In such circumstances Labour should be well placed, but it is partially trapped too. In response to Osborne's target, Ed Miliband re-adopted Darling's objective. In every interview he cannot move on from the question: so what would you cut to meet your target? By the time of the next election Osborne will claim that in cutting the deficit faster than Labour had intended he has addressed the critical issue, even if lives are wasted and growth is dangerously sluggish as a result. In a race to cut the deficit Labour has chosen to lose. Of course it is not the only race that matters, and it is possible that Labour's more active approach to the economy would have led to higher growth and a stronger economic base. There were several indications that this was the case last summer as the economy began to grow and borrowing was slightly less than forecast. But as at the last election it opts, at least for now, to fight a race of Osborne's choosing on the deficit.
This is a story about targets and not about the principle of savings in the public sector or an argument about deficit denial. Even if the global financial crisis had not erupted, any government would have a duty to tackle inefficiencies in public services, although how this is done remains rightly a source of contention. Similarly a deficit cannot be ignored, but the policies for addressing it require more subtlety than cuts agreed in an intoxicating hurry last summer.

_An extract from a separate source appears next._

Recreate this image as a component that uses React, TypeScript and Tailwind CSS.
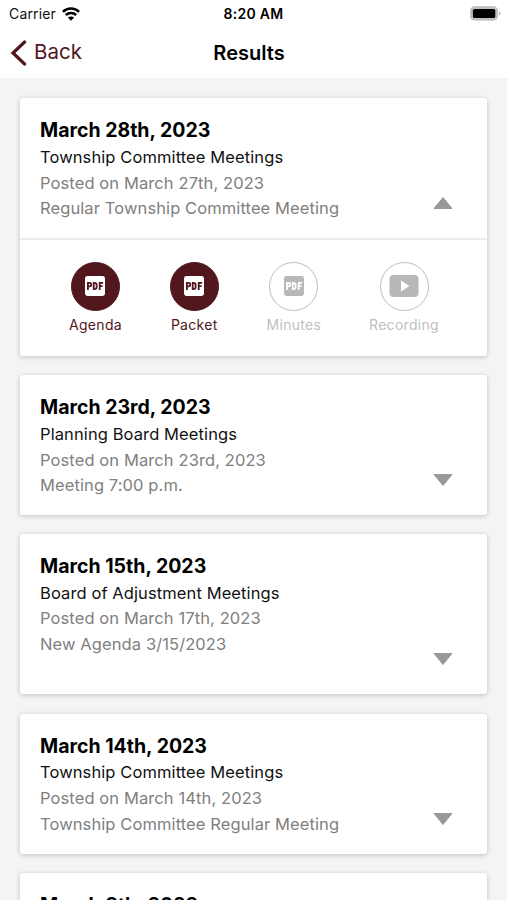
import React from 'react';

interface Meeting {
  date: string;
  committee: string;
  posted: string;
  title: string;
  expanded?: boolean;
  size: string;
}

const meetings: Meeting[] = [
  {
    date: 'March 28th, 2023',
    committee: 'Township Committee Meetings',
    posted: 'Posted on March 27th, 2023',
    title: 'Regular Township Committee Meeting',
    expanded: true,
    size: 'h-[258px]',
  },
  {
    date: 'March 23rd, 2023',
    committee: 'Planning Board Meetings',
    posted: 'Posted on March 23rd, 2023',
    title: 'Meeting 7:00 p.m.',
    size: 'h-[139.5px]',
  },
  {
    date: 'March 15th, 2023',
    committee: 'Board of Adjustment Meetings',
    posted: 'Posted on March 17th, 2023',
    title: 'New Agenda 3/15/2023',
    size: 'h-[160.5px]',
  },
  {
    date: 'March 14th, 2023',
    committee: 'Township Committee Meetings',
    posted: 'Posted on March 14th, 2023',
    title: 'Township Committee Regular Meeting',
    size: 'h-[140px]',
  },
  {
    date: 'March 8th, 2023',
    committee: 'Township Committee Meetings',
    posted: 'Posted on March 8th, 2023',
    title: 'Regular Township Committee Meeting',
    size: 'h-[140px]',
  },
];

const WifiIcon: React.FC = () => (
  <svg width="18" height="14" viewBox="0 0 18 14" fill="none" stroke="#000" strokeWidth="2.5">
    <path d="M0.9 4.9C5.4 0.5 12.6 0.5 17.1 4.9" />
    <path d="M3.8 8C6.7 5.2 11.3 5.2 14.2 8" />
    <path d="M9 13.8L5.9 10.6C7.6 9 10.4 9 12.1 10.6Z" fill="#000" stroke="none" />
  </svg>
);

const BatteryIcon: React.FC = () => (
  <svg width="31" height="15" viewBox="0 0 31 15">
    <rect x="0.9" y="0.9" width="26.2" height="13" rx="3.6" fill="#c4c4c4" stroke="#b8b8b8" strokeWidth="1.4" />
    <rect x="2.9" y="3" width="22.4" height="9" rx="1.6" fill="#000" />
    <path d="M28.9 5.2C31 6 31 8.8 28.9 9.6Z" fill="#b4b4b4" />
  </svg>
);

const Arrow: React.FC<{ up?: boolean }> = ({ up }) => (
  <svg width="20" height="14" viewBox="0 0 20 14" className={up ? '' : 'rotate-180'}>
    <path d="M10 1.5L19 12.5H1Z" fill="#999" stroke="#999" strokeWidth="1" strokeLinejoin="round" />
  </svg>
);

const PdfIcon: React.FC = () => (
  <svg width="22" height="22" viewBox="0 0 22 22">
    <rect x="1" y="1" width="20" height="20" rx="2.4" fill="currentColor" />
    <g fill="none" strokeWidth="1.8" className="stroke-(--letter)">
      <path d="M3.9 15V7.8H5.6Q7.2 7.8 7.2 9.5Q7.2 11.4 5.6 11.4H4" />
      <path d="M9.7 7.8V14.1H10.5Q12.6 14.1 12.6 12.3V9.6Q12.6 7.8 10.5 7.8Z" />
      <path d="M15.7 15V7.8H19.2M15.7 11.2H18.6" />
    </g>
  </svg>
);

const VideoIcon: React.FC = () => (
  <svg width="30" height="22" viewBox="0 0 30 22">
    <rect x="0.5" y="0" width="29" height="22" rx="4" fill="currentColor" />
    <path d="M12 5.6L20.4 11L12 16.4Z" fill="#fff" />
  </svg>
);

const Action: React.FC<{ label: string; active?: boolean; video?: boolean }> = ({ label, active, video }) => (
  <div className={`flex flex-col items-center ${active ? 'text-[#51171d]' : 'text-[#c0c0c0]'}`}>
    <div
      className={`flex size-[49px] items-center justify-center rounded-full border ${
        active ? 'border-[#51171d] bg-[#51171d] text-white [--letter:#51171d]' : 'border-[#bdbdbd] bg-white text-[#b8b8b8] [--letter:#fff]'
      }`}
    >
      {video ? <VideoIcon /> : <PdfIcon />}
    </div>
    <span className="mt-[4px] text-[14px] leading-[20px] tracking-[0.3px]">{label}</span>
  </div>
);

const MeetingCard: React.FC<{ meeting: Meeting }> = ({ meeting }) => (
  <div className={`flex shrink-0 flex-col rounded-[3px] bg-white shadow-[0_1px_5px_rgba(0,0,0,0.22)] ${meeting.size}`}>
    <div className={`flex justify-between pl-5 pr-[34px] pt-[18px] ${meeting.expanded ? 'h-[140px]' : 'flex-1'}`}>
      <div className="whitespace-nowrap text-[16.5px] leading-[25.7px] tracking-[0.1px] text-[#808080]">
        <h2 className="mb-[0.8px] text-[19.5px] font-bold leading-[28px] tracking-normal text-black">{meeting.date}</h2>
        <p className="text-[#111]">{meeting.committee}</p>
        <p>{meeting.posted}</p>
        <p>{meeting.title}</p>
      </div>
      <div className="flex items-end pb-[28px]">
        <Arrow up={meeting.expanded} />
      </div>
    </div>
    {meeting.expanded && (
      <div className="flex flex-1 justify-between border-t-2 border-[#ebebeb] pl-[49px] pr-12 pt-[21.5px]">
        <Action label="Agenda" active />
        <Action label="Packet" active />
        <Action label="Minutes" />
        <Action label="Recording" video />
      </div>
    )}
  </div>
);

export default function App() {
  return (
    <div className="flex h-[900px] w-[507px] flex-col overflow-hidden bg-[#f4f4f4] font-['Inter','Liberation_Sans',sans-serif]">
      <header className="h-[78px] shrink-0 bg-white">
        <div className="grid h-[27px] grid-cols-3 items-center pl-[9px] pr-[6px] text-[14px] text-[#111]">
          <div className="flex items-center gap-[6px]">
            <span className="tracking-[0.15px]">Carrier</span>
            <WifiIcon />
          </div>
          <span className="-ml-[3px] text-center font-semibold tracking-[0.25px] text-black">8:20 AM</span>
          <div className="flex justify-end">
            <BatteryIcon />
          </div>
        </div>
        <div className="grid h-[51px] grid-cols-3 items-center pl-[10px] pr-[10px]">
          <div className="flex items-center gap-[7px] text-[#51171d]">
            <svg width="17" height="26" viewBox="0 0 17 26" fill="none" stroke="currentColor" strokeWidth="3.2" strokeLinecap="round">
              <path d="M14.6 2L3 13L14.6 24" />
            </svg>
            <span className="text-[20.5px]">Back</span>
          </div>
          <h1 className="-ml-[9px] text-center text-[20px] font-semibold text-black">Results</h1>
        </div>
      </header>
      <main className="flex flex-col gap-[19.2px] px-5 pt-5">
        {meetings.map((meeting) => (
          <MeetingCard key={meeting.date} meeting={meeting} />
        ))}
      </main>
    </div>
  );
}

Targets are dangerous for the economy because flexibility is unavoidable and yet becomes politically impossible. The British economy is dependent on factors beyond its control. Any chancellor must constantly re-examine all policies in response to external circumstances. But we have a target. We have had three targets from the Coalition and Labour. They are trapped and not liberated by these unmoveable objectives in a fast-moving world.